Personalmente ritengo che la rappresentazione messa in scena a Bruxelles sia più o meno una commedia ad uso delle opinioni pubbliche europee. In realtà, il negoziato per l’uscita dell’Inghilterra dall’Unione Europea non presenta problemi particolarmente difficili, e ancor meno insolubili. E’ chiaro che l’Inghilterra non potrà conservare tutti i vantaggi della partecipazione all’Unione, senza gli obblighi che ne derivano. Ma non converrebbe neppure all’Europa tagliare le relazioni e i rapporti fra il continente e l’Inghilterra. Del resto, oggi vi è già un’area di libero scambio con alcuni paesi come la Norvegia e la Svizzera che non fanno parte dell’Unione Europea, ma commerciano con noi in condizioni di grande libertà. Alla Gran Bretagna non potrà non essere assegnata una condizione analoga.

Vi sono certamente delle questioni finanziarie delicate da definire, dei debiti pregressi da sistemare, ma sono cose per le quali gli inglesi con il loro pragmatismo saranno pronti a suggerire soluzioni intermedie di compromesso. Il genio dell’Inghilterra come Paese negoziatore è assoluto e la Commissione Europea non ha nessun interesse a rendere più difficili i rapporti con un grande Paese come l’Inghilterra. Lo stesso vale per la Germania, la Francia e l’Italia prese individualmente.

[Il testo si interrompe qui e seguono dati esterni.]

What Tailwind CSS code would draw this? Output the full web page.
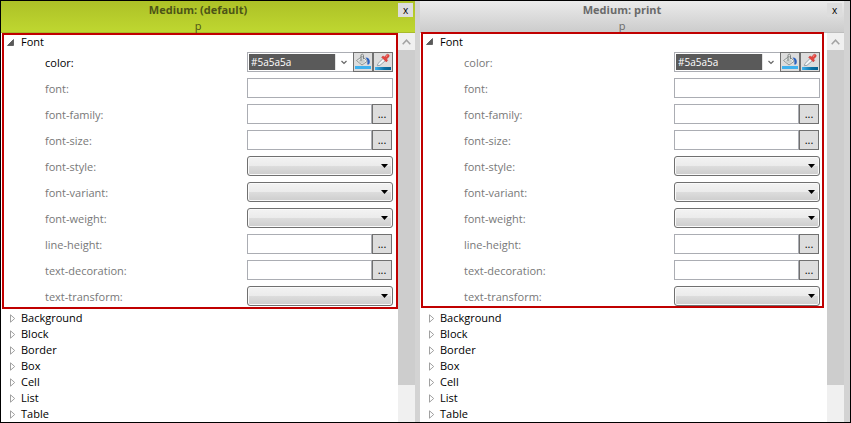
<!DOCTYPE html>
<html lang="en">
<head>
<meta charset="utf-8">
<title>Style editor</title>
<script src="https://cdn.jsdelivr.net/npm/@tailwindcss/browser@4"></script>
</head>
<body class="bg-white">
<main id="app" class="flex h-screen overflow-hidden border border-black bg-[#d3d3d3] pr-[6px] font-['Open_Sans','Noto_Sans',sans-serif] text-[11px] leading-[16px] text-black"></main>
<script>
const paintIcon = `<svg viewBox="0 0 18 18" class="h-[18px] w-[18px]" aria-hidden="true">
  <rect x="1" y="13" width="16" height="3" fill="#3fb1ee"/>
  <path d="M2.500 7.500 8 3.500l5.500 4.500L8 12z" fill="#f1f1ee" stroke="#858b8b" stroke-width=".9"/>
  <path d="M4 8 8 5l3.500 3L8 11z" fill="#c9cfce"/>
  <path d="M7 8V2.400C7 .8 9.500 .8 9.500 2.500V6" fill="none" stroke="#7d8280" stroke-width="1"/>
  <path d="M11.500 4.500c3 0 4.500 2 4.300 4.500-.1 1.800-1 2.700-2 2.700-.9-.4-.3-1.700-.3-3 0-1.500-.9-3-2-4.200z" fill="#2b62c0"/>
</svg>`;
const pickIcon = `<svg viewBox="0 0 18 18" class="h-[18px] w-[18px]" aria-hidden="true">
  <defs><linearGradient id="bar"><stop offset="0" stop-color="#3fb1ee"/><stop offset=".6" stop-color="#0a6fa3"/><stop offset="1" stop-color="#07608f"/></linearGradient></defs>
  <rect x="1" y="14" width="16" height="3" fill="url(#bar)"/>
  <path d="M3.300 12.700 4 10.500 9.300 5.300l2.200 2.200L6 12.300z" fill="#f4f8fa" stroke="#8e9ba3" stroke-width=".9"/>
  <path d="M7.600 4.200 9 3l1.700 1 2-2.500c1.300-1 3.300.7 2.300 2.200l-2.300 2.200.9 1.700-1.300 1.300z" fill="#e2453f" stroke="#c43a38" stroke-width=".5"/>
  <path d="m12 3.600 1.500-1.400" stroke="#ff9f97" stroke-width="1"/>
</svg>`;
const openTri = `<svg viewBox="0 0 7 7" class="h-[7px] w-[7px]" aria-hidden="true"><path d="M6.500.5v6H.5z" fill="#595959" stroke="#333" stroke-width=".6"/></svg>`;
const closedTri = `<svg viewBox="0 0 6 9" class="h-[9px] w-[6px]" aria-hidden="true"><path d="M.5.8v7.400L4.700 4.500z" fill="#fff" stroke="#969696" stroke-width=".9"/></svg>`;

const square = 'flex h-[20px] w-[20px] shrink-0 items-center justify-center border border-[#707070] bg-[#dddddd]';
const box = 'h-[20px] min-w-0 flex-1 border border-[#abadb3] bg-white px-1';

const controls = {
  color: id => `<div class="flex h-[20px] w-[106px] border border-r-0 border-[#abadb3] bg-white p-px">
      <input id="${id}" value="#5a5a5a" class="h-[16px] w-[86px] bg-[#5a5a5a] px-[2px] text-[10px] leading-[16px] font-medium text-white">
      <button aria-label="Show colours" class="flex flex-1 items-center justify-center border-l border-[#e3e3e3]"><svg viewBox="0 0 6 5" class="h-[5px] w-[6px]" aria-hidden="true"><path d="M.5 1 3 3.500 5.500 1" fill="none" stroke="#666" stroke-width="1.200"/></svg></button>
    </div>
    <button aria-label="Fill colour" class="${square}">${paintIcon}</button>
    <button aria-label="Pick colour" class="${square}">${pickIcon}</button>`,
  text: id => `<input id="${id}" class="${box}">`,
  more: id => `<input id="${id}" class="${box}"><button aria-label="Edit value" class="${square} mr-px">...</button>`,
  list: id => `<div class="relative flex-1">
      <select id="${id}" class="block h-[20px] w-full appearance-none rounded-[3px] border border-[#707070] bg-[linear-gradient(to_bottom,#f3f3f3_0%,#ebebeb_50%,#dddddd_50%,#cdcdcd_100%)] px-2 shadow-[inset_0_0_0_1px_#fafafa]"><option></option></select>
      <svg viewBox="0 0 7 4" class="pointer-events-none absolute top-[8px] right-[5px] h-[4px] w-[7px]" aria-hidden="true"><path d="M0 0h7L3.500 4z" fill="#000"/></svg>
    </div>`
};

const properties = [
  ['color', 'color'], ['font', 'text'], ['font-family', 'more'], ['font-size', 'more'], ['font-style', 'list'],
  ['font-variant', 'list'], ['font-weight', 'list'], ['line-height', 'more'], ['text-decoration', 'more'], ['text-transform', 'list']
];
const groups = ['Background', 'Block', 'Border', 'Box', 'Cell', 'List', 'Table'];

const panels = [
  { key: 'default', title: 'Medium: (default)',
    head: 'border-[#a9bb2a] bg-linear-to-b from-[#adc127] to-[#bfd730] text-[#4c5416]',
    close: 'bg-[#dddddd]', first: 'text-black',
    frame: 'ml-px pb-px', fontRow: 'h-[14px]', form: 'pr-[3px]', groups: 'pt-px pl-[9px]', bar: '' },
  { key: 'print', title: 'Medium: print',
    head: 'border-[#bdbdbd] bg-linear-to-b from-[#ebebeb] to-[#cccccc] text-[#6a6a6a]',
    close: 'bg-[#dddddd]', first: 'text-[#787878]',
    frame: '-mt-px ml-px', fontRow: 'h-[15px]', form: 'pr-[2px]', groups: 'pt-[2px] pl-[9px]', bar: 'ml-[3px]' }
];

const panel = p => `<section class="flex min-w-0 flex-col ${p.key === 'default' ? 'flex-[414]' : 'flex-[424]'}">
  <header class="flex h-[32px] shrink-0 gap-[3px] border-b pr-[2px] ${p.head}">
    <div class="flex-1 text-center">
      <h2 class="pt-px font-bold">${p.title}</h2>
      <p>p</p>
    </div>
    <button aria-label="Close" class="mt-[2px] flex h-[14px] w-[15px] items-center justify-center text-[10px] leading-[12px] text-black ${p.close}">x</button>
  </header>
  <div class="flex min-h-0 flex-1 bg-white">
    <div class="min-w-0 flex-1">
      <div class="border-2 border-[#c00000] ${p.frame}">
        <button aria-expanded="true" class="flex items-center gap-[7px] pl-[3px] ${p.fontRow}">${openTri}<span>Font</span></button>
        <div class="flex flex-col gap-[6px] pt-[3px] pl-[41px] ${p.form}">
          ${properties.map(([name, kind], i) => `<div class="flex items-center">
            <label for="${p.key}-${name}" class="flex-1 pt-[2px] ${i ? 'text-[#787878]' : p.first}">${name}:</label>
            <div class="flex w-[146px]">${controls[kind](p.key + '-' + name)}</div>
          </div>`).join('')}
        </div>
      </div>
      <ul class="${p.groups}">
        ${groups.map(g => `<li><button aria-expanded="false" class="flex h-[16px] items-center gap-[5px]">${closedTri}<span>${g}</span></button></li>`).join('')}
      </ul>
    </div>
    <div class="flex w-[17px] shrink-0 flex-col bg-[#f0f0f0] ${p.bar}">
      <button aria-label="Scroll up" class="flex h-[17px] items-center justify-center"><svg viewBox="0 0 9 6" class="h-[6px] w-[9px]" aria-hidden="true"><path d="M.7 5.300 4.500 1.200l3.800 4.100" fill="none" stroke="#a3a3a3" stroke-width="1.500"/></svg></button>
      <div class="flex-1"><div class="h-[90%] bg-[#cdcdcd]"></div></div>
    </div>
  </div>
</section>`;

document.getElementById('app').innerHTML = panels.map(panel).join('<div class="w-[5px] shrink-0"></div>');
</script>
</body>
</html>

Penso oltretutto che l’unità sia più di facciata che reale, nel senso che molti dei nuovi paesi membri – quelli dell’est europeo – abbiano più simpatia per le scelte inglesi che per il massimalismo del vecchio nucleo dei paesi fondatori o della Commissione Europea. E’ certo che, se insorgeranno delle difficoltà, la Gran Bretagna saprà sfruttare queste differenze per impedire il coagularsi di un fronte compatto contro di lei.

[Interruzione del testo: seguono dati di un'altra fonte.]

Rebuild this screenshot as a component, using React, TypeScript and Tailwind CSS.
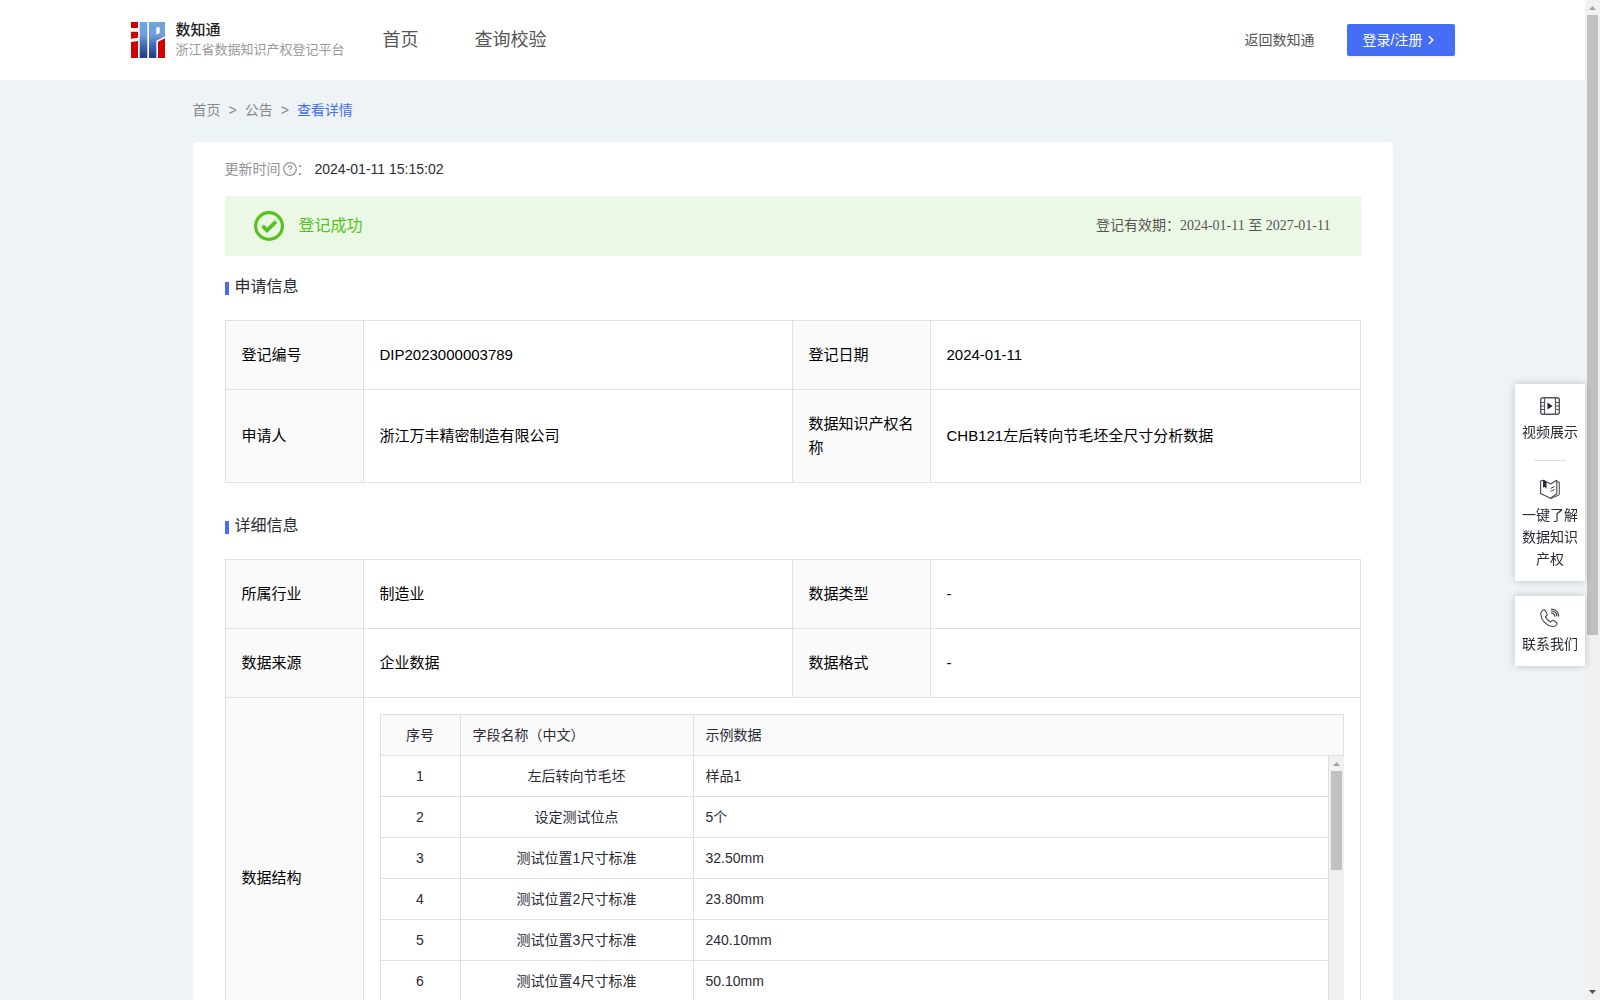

E l‘Italia? Noi non siamo la Francia che condivide con la Germania, quasi alla pari, il prestigio della guida politica dell’Unione Europea. Avevamo nella presenza dell’Inghilterra nell’Unione Europea un alleato contro le interpretazioni eccessivamente rigoriste delle regole europee e in certi momenti il governo italiano era sembrato accorgersene. Senza l’Inghilterra siamo più soli, ancor più in balia della Germania e della sua volontà di imporre una visione unica dell’Europa. Faremmo bene a capire che siamo fra i Paesi che più perderanno politicamente in conseguenza dell’uscita dell’Inghilterra. Ci converrebbe rendere meno duro il negoziato di chi vuole uscire. Perché? Perché domani potrebbe essere la sola strada possibile per un Paese come il nostro che non volesse rassegnarsi a un destino che sembra segnato.